Any advice would be highly appreciated.
There’s not an easy answer to this. Since you include “safest” in the question title, I will suggest you probably need to do some redesign of your application architecture.
The first critical detail is this: being able to run any Docker command, or access the Docker API, implies unrestricted root access on the host. You can trivially docker run an image with writeable root-level access to the host’s filesystem and steal public keys, user passwords, give yourself sudo access, and so on. Using it as a core part of your workflow is incredibly dangerous.

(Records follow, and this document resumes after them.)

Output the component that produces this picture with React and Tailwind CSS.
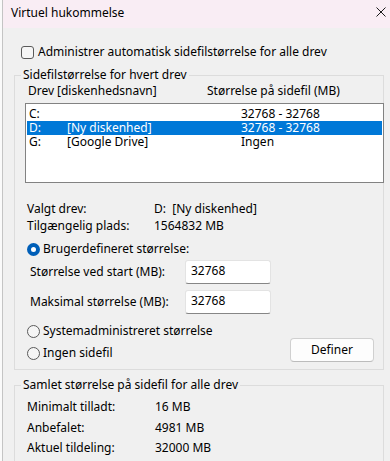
import { useState } from 'react';

const drives = [
  { letter: 'C:', name: '', size: '32768 - 32768' },
  { letter: 'D:', name: '[Ny diskenhed]', size: '32768 - 32768' },
  { letter: 'G:', name: '[Google Drive]', size: 'Ingen' },
];

const Radio = ({ checked, label, onClick }) => (
  <button onClick={onClick} className="flex h-[16px] items-center gap-[3px] text-left">
    {checked ? (
      <span className="flex h-[13px] w-[13px] items-center justify-center rounded-full bg-[#005fb8]">
        <span className="h-[5px] w-[5px] rounded-full bg-white" />
      </span>
    ) : (
      <span className="h-[13px] w-[13px] rounded-full border border-[#5a5a5a] bg-[#f5f5f5]" />
    )}
    <span>{label}</span>
  </button>
);

const SizeInput = ({ label, value }) => (
  <div className="flex items-center">
    <span className="mt-[-1px] w-[170px] shrink-0 pl-[15px]">{label}</span>
    <div className="h-[24px] w-[86px] rounded-[3px] border border-[#e3e3e3] border-b-[#868686] bg-white pl-[5px] pt-[1px] leading-[18px]">
      {value}
    </div>
  </div>
);

const App = () => {
  const [selected, setSelected] = useState(1);
  const [mode, setMode] = useState('custom');

  return (
    <div className="flex h-[461px] w-[390px] overflow-hidden bg-[#fafafa] text-[12px] leading-[16px] text-black" style={{ fontFamily: '"Noto Sans", "Segoe UI", sans-serif' }}>
      <div className="ml-[2px] flex flex-1 flex-col border-l border-[#c4c4c4] bg-[#f0f0f0]">
        <div className="flex h-[28px] shrink-0 items-center justify-between bg-[#f9edf4] pl-[8px] pr-[4px]">
          <span className="mt-[-2px]">Virtuel hukommelse</span>
          <svg width="10" height="10" viewBox="0 0 10 10" className="mt-[-4px]">
            <path d="M0.5 0.5 L9.5 9.5 M9.5 0.5 L0.5 9.5" stroke="#1a1a1a" strokeWidth="1" fill="none" />
          </svg>
        </div>

        <label className="mt-[16px] flex h-[16px] items-center gap-[4px] pl-[18px]">
          <span className="h-[13px] w-[13px] rounded-[3px] border border-[#5a5a5a] bg-[#f6f6f6]" />
          <span>Administrer automatisk sidefilstørrelse for alle drev</span>
        </label>

        <fieldset className="mt-[7px] ml-[11px] w-[370px] border border-[#dcdcdc] pb-[8px]">
          <legend className="ml-[6px] px-[2px] leading-[16px]">Sidefilstørrelse for hvert drev</legend>

          <div className="flex h-[15px] items-center pl-[13px]">
            <span className="w-[29px] shrink-0 whitespace-nowrap">Drev</span>
            <span className="w-[150px] shrink-0">[diskenhedsnavn]</span>
            <span>Størrelse på sidefil (MB)</span>
          </div>

          <div className="mt-[5px] ml-[10px] mr-[-1px] h-[80px] border border-[#828282] bg-white px-[1px] pt-[3px]">
            {drives.map((d, i) => (
              <div
                key={d.letter}
                onClick={() => setSelected(i)}
                className={`flex h-[14px] items-center pl-[2px] leading-[14px] ${i === selected ? 'bg-[#0078d7] text-white' : ''}`}
              >
                <span className="w-[38px] shrink-0">{d.letter}</span>
                <span className="w-[174px] shrink-0">{d.name}</span>
                <span>{d.size}</span>
              </div>
            ))}
          </div>

          <div className="mt-[17px] pl-[12px]">
            <div className="flex h-[17px] items-center">
              <span className="w-[127px] shrink-0">Valgt drev:</span>
              <span>
                {drives[selected].letter}&nbsp;&nbsp;{drives[selected].name}
              </span>
            </div>
            <div className="flex h-[17px] items-center">
              <span className="w-[127px] shrink-0">Tilgængelig plads:</span>
              <span>1564832 MB</span>
            </div>
          </div>

          <div className="mt-[7px] pl-[12px]">
            <Radio checked={mode === 'custom'} label="Brugerdefineret størrelse:" onClick={() => setMode('custom')} />
          </div>

          <div className="mt-[3px] flex flex-col gap-[6px]">
            <SizeInput label="Størrelse ved start (MB):" value="32768" />
            <SizeInput label="Maksimal størrelse (MB):" value="32768" />
          </div>

          <div className="mt-[9px] flex items-end justify-between pl-[12px] pr-[9px]">
            <div className="flex flex-col gap-[6px]">
              <Radio checked={mode === 'system'} label="Systemadministreret størrelse" onClick={() => setMode('system')} />
              <Radio checked={mode === 'none'} label="Ingen sidefil" onClick={() => setMode('none')} />
            </div>
            <button className="mb-[-1px] h-[24px] w-[84px] rounded-[4px] border border-[#d0d0d0] border-b-[#bcbcbc] bg-[#fdfdfd]">
              Definer
            </button>
          </div>
        </fieldset>

        <fieldset className="mt-[7px] ml-[11px] w-[370px] border border-[#dcdcdc] pb-[8px] pl-[12px]">
          <legend className="ml-[-6px] px-[2px] leading-[16px]">Samlet størrelse på sidefil for alle drev</legend>
          <div className="mt-[4px]">
            {[
              ['Minimalt tilladt:', '16 MB'],
              ['Anbefalet:', '4981 MB'],
              ['Aktuel tildeling:', '32000 MB'],
            ].map(([k, v]) => (
              <div key={k} className="flex h-[20.5px] items-center">
                <span className="w-[128px] shrink-0">{k}</span>
                <span>{v}</span>
              </div>
            ))}
          </div>
        </fieldset>
      </div>
    </div>
  );
};

export default App;
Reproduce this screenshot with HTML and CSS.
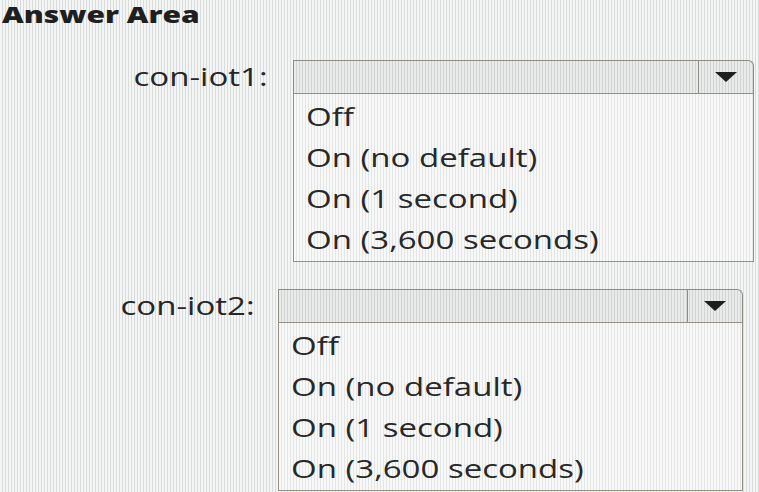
FILE: index.html
```html
<!DOCTYPE html>
<html lang="en">
<head>
<meta charset="utf-8">
<title>Answer Area</title>
<link rel="stylesheet" href="styles.css">
</head>
<body>
<main class="answer-area">
  <h1 class="title"><span class="wide">Answer Area</span></h1>

  <div class="question q1">
    <label class="q-label"><span class="wide-r">con-iot1:</span></label>
    <div class="dropdown">
      <div class="dd-header">
        <div class="dd-value"></div>
        <div class="dd-btn">
          <svg width="22" height="10" viewBox="0 0 22 10"><polygon points="0,0 22,0 11,10" fill="#1e1e1e"/></svg>
        </div>
      </div>
      <ul class="dd-list">
        <li><span class="wide">Off</span></li>
        <li><span class="wide">On (no default)</span></li>
        <li><span class="wide">On (1 second)</span></li>
        <li><span class="wide">On (3,600 seconds)</span></li>
      </ul>
    </div>
  </div>

  <div class="question q2">
    <label class="q-label"><span class="wide-r">con-iot2:</span></label>
    <div class="dropdown">
      <div class="dd-header">
        <div class="dd-value"></div>
        <div class="dd-btn">
          <svg width="22" height="10" viewBox="0 0 22 10"><polygon points="0,0 22,0 11,10" fill="#1e1e1e"/></svg>
        </div>
      </div>
      <ul class="dd-list">
        <li><span class="wide">Off</span></li>
        <li><span class="wide">On (no default)</span></li>
        <li><span class="wide">On (1 second)</span></li>
        <li><span class="wide">On (3,600 seconds)</span></li>
      </ul>
    </div>
  </div>
</main>
</body>
</html>
```

FILE: styles.css
```css
html, body {
  margin: 0;
  padding: 0;
}

body {
  width: 759px;
  height: 492px;
  overflow: hidden;
  font-family: "Open Sans", "Noto Sans", sans-serif;
  color: #2a2a2a;
  background-color: #ececec;
  background-image: repeating-linear-gradient(90deg, #f4f5f5 0 2px, #dadcdc 2px 3px);
}

.answer-area {
  display: flex;
  flex-direction: column;
}

.wide {
  display: inline-block;
  transform: scaleX(1.27);
  transform-origin: left center;
  white-space: nowrap;
}

.wide-r {
  display: inline-block;
  transform: scaleX(1.27);
  transform-origin: right center;
  white-space: nowrap;
}

.title {
  margin: 0;
  padding-left: 2px;
  font-size: 22px;
  font-weight: 800;
  line-height: 28px;
  height: 26px;
  color: #1f1f1f;
}

.title .wide {
  transform: scaleX(1.36);
}

.question {
  display: flex;
  align-items: flex-start;
}

.q1 {
  margin-top: 34px;
}

.q2 {
  margin-top: 27px;
}

.q-label {
  flex: none;
  text-align: right;
  font-size: 26px;
  line-height: 33px;
  height: 33px;
  color: #262626;
}

.q1 .q-label {
  width: 268px;
  margin-right: 25px;
}

.q1 .dropdown {
  width: 461px;
}

.q2 .q-label {
  width: 255px;
  margin-right: 23px;
}

.q2 .dropdown {
  width: 465px;
}

.dropdown {
  flex: none;
  display: flex;
  flex-direction: column;
}

.dd-header {
  display: flex;
  height: 33px;
  box-sizing: border-box;
  border: 1px solid #8f8c86;
  border-bottom: none;
  border-top-right-radius: 6px;
  background-color: #e0e1e0;
  background-image: repeating-linear-gradient(90deg, #e9eaea 0 2px, #d2d4d4 2px 3px);
}

.dd-value {
  flex: 1;
}

.dd-btn {
  width: 54px;
  flex: none;
  display: flex;
  align-items: center;
  justify-content: center;
  border-left: 1px solid #8f8c86;
}

.dd-list {
  margin: 0;
  padding: 2px 0 1px 12px;
  list-style: none;
  border: 1px solid #958f84;
  background-color: #f1f1f1;
  background-image: repeating-linear-gradient(90deg, #f8f8f8 0 2px, #e4e5e5 2px 3px);
}

.dd-list li {
  font-size: 26px;
  line-height: 41px;
  height: 41px;
  color: #282828;
}
```
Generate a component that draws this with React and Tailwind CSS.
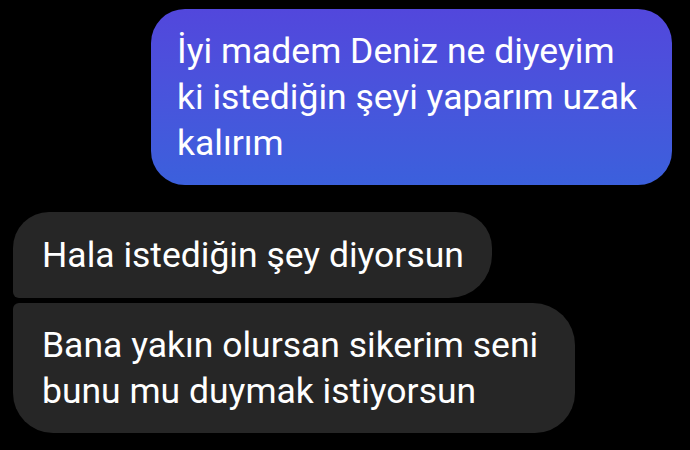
export default function App() {
  return (
    <div className="w-[690px] h-[450px] bg-black overflow-hidden font-['Roboto',sans-serif] text-white text-[35.5px] leading-[46px]">
      <div className="flex flex-col pt-[9px]">
        <div className="self-end mr-[18px] w-[521px] rounded-[34px] bg-gradient-to-b from-[#5247dc] to-[#3b60dc] pl-[26px] pr-[10px] py-[19px] whitespace-nowrap">
          İyi madem Deniz ne diyeyim
          <br />
          ki istediğin şeyi yaparım uzak
          <br />
          kalırım
        </div>

        <div className="mt-[27px] ml-[13px] flex flex-col gap-[5px] items-start">
          <div className="w-[479px] bg-[#262626] rounded-t-[36px] rounded-br-[43px] rounded-bl-[6px] pl-[29px] py-[20px]">
            Hala istediğin şey diyorsun
          </div>
          <div className="w-[562px] bg-[#262626] rounded-tl-[6px] rounded-tr-[42px] rounded-b-[40px] pl-[29px] pr-[20px] py-[19px]">
            Bana yakın olursan sikerim seni bunu mu duymak istiyorsun
          </div>
        </div>
      </div>
    </div>
  );
}
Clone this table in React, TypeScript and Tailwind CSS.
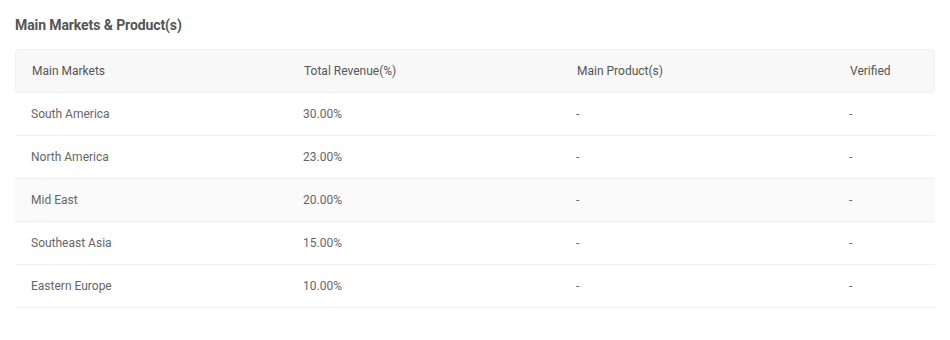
import React from 'react'

const rows = [
  { market: 'South America', revenue: '30.00%' },
  { market: 'North America', revenue: '23.00%' },
  { market: 'Mid East', revenue: '20.00%' },
  { market: 'Southeast Asia', revenue: '15.00%' },
  { market: 'Eastern Europe', revenue: '10.00%' },
]

const cols = 'grid grid-cols-[272px_273px_273px_1fr]'

export default function App() {
  return (
    <div className="w-[950px] h-[340px] bg-white px-[15px] pt-[16px]" style={{ fontFamily: 'Roboto, "Liberation Sans", sans-serif' }}>
      <h2 className="text-[14px] font-bold text-[#555] leading-[18px] tracking-[-0.1px]">Main Markets &amp; Product(s)</h2>
      <div className="mt-[15px] w-[920px]">
        <div className={`${cols} h-[44px] items-center bg-[#f8f8f8] border border-[#f0f0f0] rounded-sm text-[12px] text-[#555] pl-[16px]`}>
          <div>Main Markets</div>
          <div>Total Revenue(%)</div>
          <div>Main Product(s)</div>
          <div>Verified</div>
        </div>
        {rows.map((r, i) => (
          <div
            key={r.market}
            className={`${cols} h-[43px] items-center border-b border-[#f0f0f0] text-[12px] text-[#666] pl-[16px] ${i === 2 ? 'bg-[#fafafa]' : ''}`}
          >
            <div>{r.market}</div>
            <div>{r.revenue}</div>
            <div>-</div>
            <div>-</div>
          </div>
        ))}
      </div>
    </div>
  )
}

Turning on the Docker remote API at all is incredibly dangerous.
As a corollary to this, while docker exec is handy as a debugging tool, you can’t really use it as part of your core workflow. As you note running commands by hand as a trusted administrator doesn’t scale. There are also dangers in shell quoting: you need to make sure an argument doesn’t look like foo; docker run -v/:/host ... and inadvertently gain access to the host system.
In my mind your only real option here is to do this “properly”. Take whatever administrative commands you need to do and wrap them in some API, probably HTTP-based. Build a new service (or several) and add it to your Docker deployment. Maybe under the hood that launches a shell script as a subprocess, but the API wrapper has control over the arguments and can double-check things. The plus side is that this approach probably won’t be a choke point if your application does need to scale out.